Konstante ständig zunehmende Opferung. Wir neigen dazu den Erhalt des materiell Erreichten durch ständig neue verschärfte Gesetze zu sichern. Opfern freiwillig die Freiheiten des Einzelnen. Ob das auf Dauer gut geht? Heimat bedeutet selbstverständlich auch sich geborgen zu fühlen. Einbezogen zu sein in eine Gesellschaft die sich bedingungslos an Rechtsstaatlichkeit und die Verfassung hält ohne sich den ständig neurotisch erzeugten Ängsten durch Minderheiten und deren inquisitorischen Verhaltensweisen zu beugen. Wenn ich an die strahlenden Augen der Favelas-Kinder denke frage ich mich manchmal, wie viel braucht es eigentlich um glücklich zu sein. Bei uns wären alle Voraussetzungen dazu gegeben, warum dann überall dieser „Lätsch“? Die Schweiz, eines der schönsten Länder der Welt…..aber es fehlt das Lachen! Wollen wir es wieder lernen? Ja, wir wollen, es lohnt sich!....cathari

Vielleicht sollte man noch hinzufügen, dass im Boomkanton Zug die Schweizer Bevölkerung sinkt, obwohl sie unter dem Strich weiter wächst (dank Immigranten und Entsandten) und dass man in der Stadt Zug immer mal wieder drauf gefasst sein muss, von Verkaufspersonal auf Englisch angesprochen zu werden - sei es im Kleiderladen oder in der Badi, wenn man sich eine Glacé kaufen will.

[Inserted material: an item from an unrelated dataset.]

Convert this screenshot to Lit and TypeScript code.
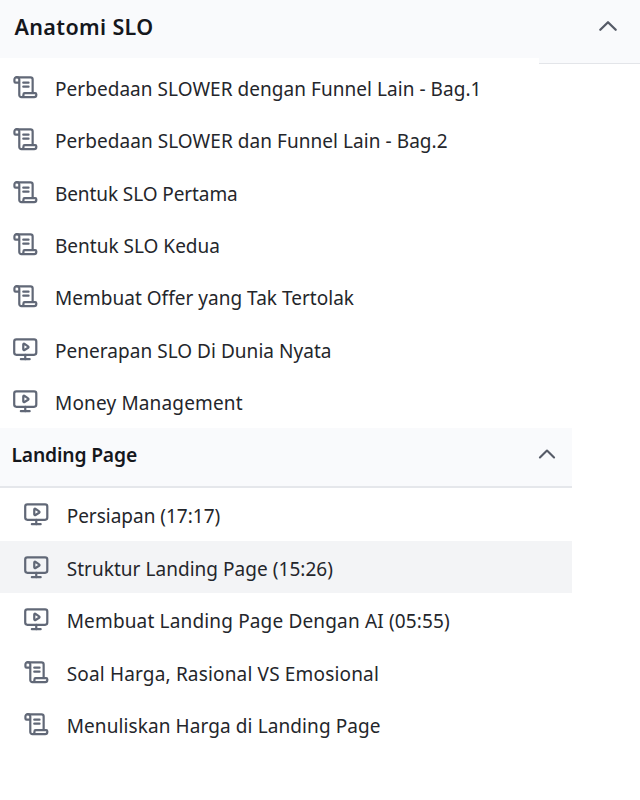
import { LitElement, html, svg, css } from "lit";
import { customElement, property } from "lit/decorators.js";

type Kind = "scroll" | "video";
interface Lesson { kind: Kind; title: string; width: number; active?: boolean }

const glyphs = {
  scroll: svg`<path d="M15 11.5h-4.8"/><path d="M15 7.9h-4.8"/><path d="M18.7 17V5a2 2 0 0 0-2-2H4.2"/><path d="M8.6 21H20a2 2 0 0 0 2-2v-.6a1 1 0 0 0-1-1H11.4a1 1 0 0 0-1 1v.6a1.9 1.9 0 1 1-3.8 0V5a2.2 2.2 0 1 0-4.4 0v1.8a1 1 0 0 0 1 1h3.2"/>`,
  video: svg`<path d="M10.2 7.75a.75.75 0 0 1 1.142-.638l3.264 2.249a.75.75 0 0 1 0 1.278l-3.264 2.05a.75.75 0 0 1-1.142-.64z"/><path d="M12 17v4"/><path d="M8 21h8"/><rect x="2" y="3" width="20" height="14" rx="2"/>`,
  chevron: svg`<path d="m4.3 15.8 7.7-7.6 7.7 7.6"/>`,
};

/* A single line of text whose tracking is adjusted so it spans a given width. */
@customElement("fit-text")
export class FitText extends LitElement {
  static styles = css`
    :host { display: block; white-space: nowrap; }
    .line { display: inline-block; }
  `;
  @property() text = "";
  @property({ type: Number }) width = 0;

  render() {
    return html`<span class="line">${this.text}</span>`;
  }

  async firstUpdated() {
    this.fit();
    await document.fonts.ready;
    this.fit();
  }

  private fit() {
    const line = this.renderRoot.querySelector<HTMLElement>(".line")!;
    line.style.letterSpacing = "0px";
    const natural = line.getBoundingClientRect().width;
    line.style.letterSpacing = `${(this.width - natural) / this.text.length}px`;
  }
}

@customElement("lesson-row")
export class LessonRow extends LitElement {
  static styles = css`
    :host { display: block; }
    .row { display: flex; align-items: center; height: 100%; box-sizing: border-box; padding: var(--drop, 1px) 0 0 var(--indent, 11.7px); gap: var(--gap, 16.8px); }
    .icon { flex: none; width: 26.5px; height: 26.5px; margin-bottom: 3.5px; fill: none; stroke: #616877; stroke-width: 2; stroke-linecap: round; stroke-linejoin: round; }
  `;
  @property({ attribute: false }) lesson!: Lesson;

  render() {
    const { kind, title, width } = this.lesson;
    return html`<div class="row">
      <svg class="icon" viewBox="0 0 24 24">${glyphs[kind]}</svg>
      <fit-text .text=${title} .width=${width}></fit-text>
    </div>`;
  }
}

const anatomy: Lesson[] = [
  { kind: "scroll", title: "Perbedaan SLOWER dengan Funnel Lain - Bag.1", width: 426.5 },
  { kind: "scroll", title: "Perbedaan SLOWER dan Funnel Lain - Bag.2", width: 392.7 },
  { kind: "scroll", title: "Bentuk SLO Pertama", width: 182.7 },
  { kind: "scroll", title: "Bentuk SLO Kedua", width: 165 },
  { kind: "scroll", title: "Membuat Offer yang Tak Tertolak", width: 299 },
  { kind: "video", title: "Penerapan SLO Di Dunia Nyata", width: 276.5 },
  { kind: "video", title: "Money Management", width: 187.8 },
];

const landing: Lesson[] = [
  { kind: "video", title: "Persiapan (17:17)", width: 153.5 },
  { kind: "video", title: "Struktur Landing Page (15:26)", width: 266.3, active: true },
  { kind: "video", title: "Membuat Landing Page Dengan AI (05:55)", width: 383.3 },
  { kind: "scroll", title: "Soal Harga, Rasional VS Emosional", width: 312.3 },
  { kind: "scroll", title: "Menuliskan Harga di Landing Page", width: 314 },
];

@customElement("app-root")
export class AppRoot extends LitElement {
  static styles = css`
    :host { display: block; width: 640px; height: 800px; overflow: hidden; background: #fff; color: #24262b; font: 400 19px/28px "Noto Sans", sans-serif; }
    .head { display: flex; justify-content: space-between; box-sizing: border-box; background: #f9fafc; color: #15171c; font-weight: 600; }
    .chev { fill: none; stroke: #565b67; stroke-linecap: round; stroke-linejoin: round; }
    .first { height: 62px; padding: 13px 20.5px 0 14.5px; font-size: 21.5px; background: linear-gradient(#f9fafc, #f9fafc) 0 0 / 100% 58px no-repeat, linear-gradient(#f9fafc, #f9fafc) 539px 0 / 101px 63px no-repeat; }
    .first .chev { width: 24px; height: 24px; stroke-width: 2.3; margin-top: 1px; }
    .edge { width: 101px; height: 2px; margin: 0 0 -2px 539px; box-sizing: border-box; background: #f9fafc; border-bottom: 1px solid #e3e5e9; }
    .second { width: 572px; height: 60px; padding: 12.6px 14.5px 0 11.5px; font-size: 19.3px; border-bottom: 2px solid #e5e7eb; }
    .second .chev { width: 22px; height: 22px; stroke-width: 2.3; margin-top: 2.4px; }
    .anatomy { height: 366px; }
    .anatomy lesson-row { height: 52.42px; }
    .landing { width: 572px; --indent: 22.8px; --drop: 3.4px; --gap: 17.4px; }
    .landing lesson-row { height: 52.6px; }
    .landing .active { background: #f3f4f6; }
  `;

  private list(items: Lesson[]) {
    return items.map(l => html`<lesson-row class=${l.active ? "active" : ""} .lesson=${l}></lesson-row>`);
  }

  render() {
    return html`
      <div class="head first">
        <fit-text .text=${"Anatomi SLO"} .width=${139}></fit-text>
        <svg class="chev" viewBox="0 0 24 24">${glyphs.chevron}</svg>
      </div>
      <div class="edge"></div>
      <div class="anatomy">${this.list(anatomy)}</div>
      <div class="head second">
        <fit-text .text=${"Landing Page"} .width=${125.5}></fit-text>
        <svg class="chev" viewBox="0 0 24 24">${glyphs.chevron}</svg>
      </div>
      <div class="landing">${this.list(landing)}</div>
    `;
  }
}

Das ist die Wirklichkeit, auf deren Boden das politische Hickhack um Ausländerpolitik gedeiht. So hirnrissig und überflüssig und kontraproduktiv vieles sein mag, so gut nachvollziehen kann ich es doch.

Und Englisch als erste Fremdsprache ist vielleicht gar nicht so falsch, wenn wir schon dabei sind unsere Heimat auszuverkaufen und die Käufer unsere Sprache nicht mehr sprechen.

“Wenn Schweizer und Schweizerinnen zum Englisch greifen müssen, um sich zu verstehen, kommt das einem Verrat an der Schweiz gleich.” Was für ein Quatsch! Ich war nie ein Hirsch im Französischen und als ich mich für Englisch als Freifach anmeldete hiess es: lern du besser Französisch, dann lassen wir dich Englisch lernen! Das war vor 40 Jahren, heute würde ein Lehrer gefeuert werden für solche 'intelligente' Äusserungen. So ging ich nach England und lernte Englisch. In der gleichen Klasse war ein Romand - er konnte nicht Deutsch, ich nicht Französisch, so sprachen wir eben Englisch. Die Freundschaft besteht immernoch, dank dem Englischen. Eine Sprache ist Mittel der Verständigung, so dachte ich zu mindest, aber zum Glück haben wir noch richtige Schweizer Patrioten wie der Autor offenbar einer ist, und bestimmt kann er alle vier Landesprachen fliessend.